For bolting materials, Table 3 contains allowable stress values based on the criteria used in: Section VIII, Division 1; Section VIII, Division 2, according to the rules of Appendix 3 of Division 2; and Section III, Class 2 and 3. Table 4 contains design stress intensity values for bolting based on the criteria used for: Section VIII, Division 2; according to the rules of Appendices 4, 5, and 6, of Division 2; and those constructed according to the rules of Section III, Class 1. Table U contains tensile strength values for ferrous and nonferrous materials, previously contained only in Section III. Table Y-1 contains the yield strength values for ferrous and nonferrous materials previously contained in Sections I, III, and VIII, Division 2. Table Y-2 contains factors for limiting permanent strain for nickel, high nickel alloys, and high alloy steels from data previously contained in Sections III, and VIII, Division 2. Tables U-2 and Y-3 contain ultimate tensile strength and yield strength values respectively for additional materials used in Section VIII,Division 3 construction.

Ordering of Listing

The sorting order for materials,as they are listed in the tables, differs between Tables 1A and 1B. This difference persists in the other tables, as well, for ferrous and nonferrous materials,respectively. In Tables 1A and 2A,and the portions of Tables 3, 4, U, and Y-1 containing ferrous materials, the underlying sorting sequence in order of priority, is: nominal composition, tensile strength ST, yield strength SY, specification number, and grade or type. Two variables to this ordering are worth mentioning: There is no distinction made among the carbon steels on the basis of nominal compositions shown as C, C-Si, C-Mn, and C-Mn-Si. These were all treated as being identical carbon steels, with regard to nominal compositions, and were placed at the beginning of the table. In fact, those distinctions in Nominal Composition for carbon steels will soon be eliminated from Code stress tables and those materials will all be described simply as “C Steels.” This is already reflected in this version of the Materials Index. Micro-alloyed carbon steels will still retain their original distinction even though the reported thermophysical properties for carbon steels also are appropriate for these micro-alloyed carbon steels. The ordering of the carbon steels in stress tables begins with the tensile strength as the primary discriminator. Further, the austenitic stainless steels, those with chromium contents between 16 and 25,were separated from the ferritic steels and placed after them.

In Tables 1B, 2B, and the portions of Tables 3, 4, U, and Y-1 containing the nonferrous materials, the sorting priority is somewhat different: alloy/UNS number (alpha-numeric), tensile strength ST, yield strength SY, class/condition/temper, and specification number.

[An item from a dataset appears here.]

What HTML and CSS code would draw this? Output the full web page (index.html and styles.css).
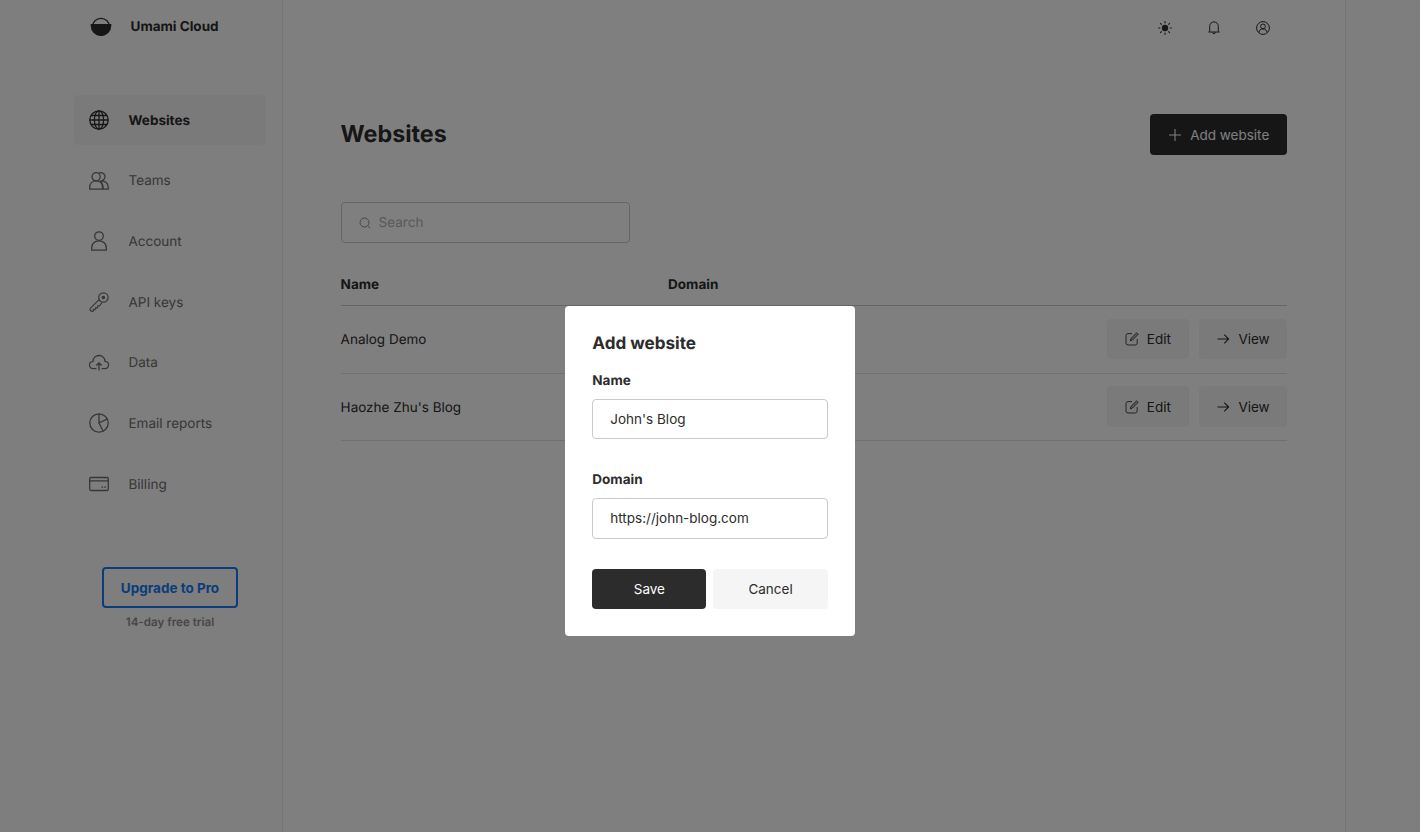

Nominal compositions are not included as a sorting priority for the nonferrous materials. In fact, nominal compositions are not listed for the aluminum and copper alloys, because of all of the many different variations of nominal compositions available in different systems for these materials. For all nonferrous materials, the primary ordering sequence is based on the more unique UNS numbers that have been assigned to each grade.

Other Information in Tables

In addition to providing columns for the materials and the criteria by which they are sorted, and, of course, the design values, other information is provided in the stress tables: This includes nominal composition (for the other nonferrous materials), product form (e.g. tube, pipe, plate, etc.), specification number, type or grade, alloy designation or UNS number, class/condition/ temper, size/thickness, welding P-number and group number, minimum tensile strength in ksi, minimum yield strength in ksi, and most importantly, the maximum temperature and applicability for each material in the Construction Codes appropriate for each table.

Applicability-Temperature Limit Columns

An example of the applicability / temperature limit column heading,is as follows.

This entry indicates that, for this particular stress line, the values shown are appropriate for use in Section I construction, up to a maximum temperature of 800°F, and are appropriate for use in Section VIII, Division 1 construction, up to a maximum temperature of 1,500°F. The NP entry indicates that this stress line is not permitted for Section III construction. The difference in temperatures of applicability between Section I and Section VIII,may have no technical basis. It is possible that no inquirer ever requested use of this material in Section I construction, above 800°F. Many of these types of inconsistencies have been, and will continue to be eliminated in future Addenda. Further, the NP doesn’t necessarily mean that this particular material would never be permitted in Section III construction; it might mean that either no one has ever requested this material for use in Section III construction, or that there is another stress line, with some differences, that has previously been approved for Section III construction, and it would normally be found immediately above or below this particular line. Subcommittee II is working to eliminate such inconsistencies, and the 1995 Edition went along way in that direction.

External Pressure Charts and Notes

Other information included in the stress tables are the external pressure chart numbers, and their references. Many inconsistencies in the referenced external pressure charts existed in the initial publication of Section II, Part D, but these have since been addressed and resolved.

The 1992 Edition and its three Addenda contained separate tables for notes, essentially as they originally appeared in the construction Codes. The 1995 Edition merged all of those notes into a single set of notes applicable to each stress table. Unfortunately, those who became familiar with a particular identification number for certain notes will have to learn new numbers. The new system is much more understandable and combines many similarly worded notes that had exactly the same meaning into single notes.

Sub part 2: Physical Properties Tables

There are four sets of physical properties tables. Those in the first set are the nominal coefficients of thermal expansion, numbered TE-1 through TE-5. These combined existing values from the 1989 Editions of Section III and Section VIII, Division 2. The five tables cover ferrous materials, aluminum alloys, copper and copper alloys, high nickel alloys, and titanium and titanium alloys, respectively. The next table is Table TCD, which includes nominal coefficients of thermal conductivity and thermal diffusivity.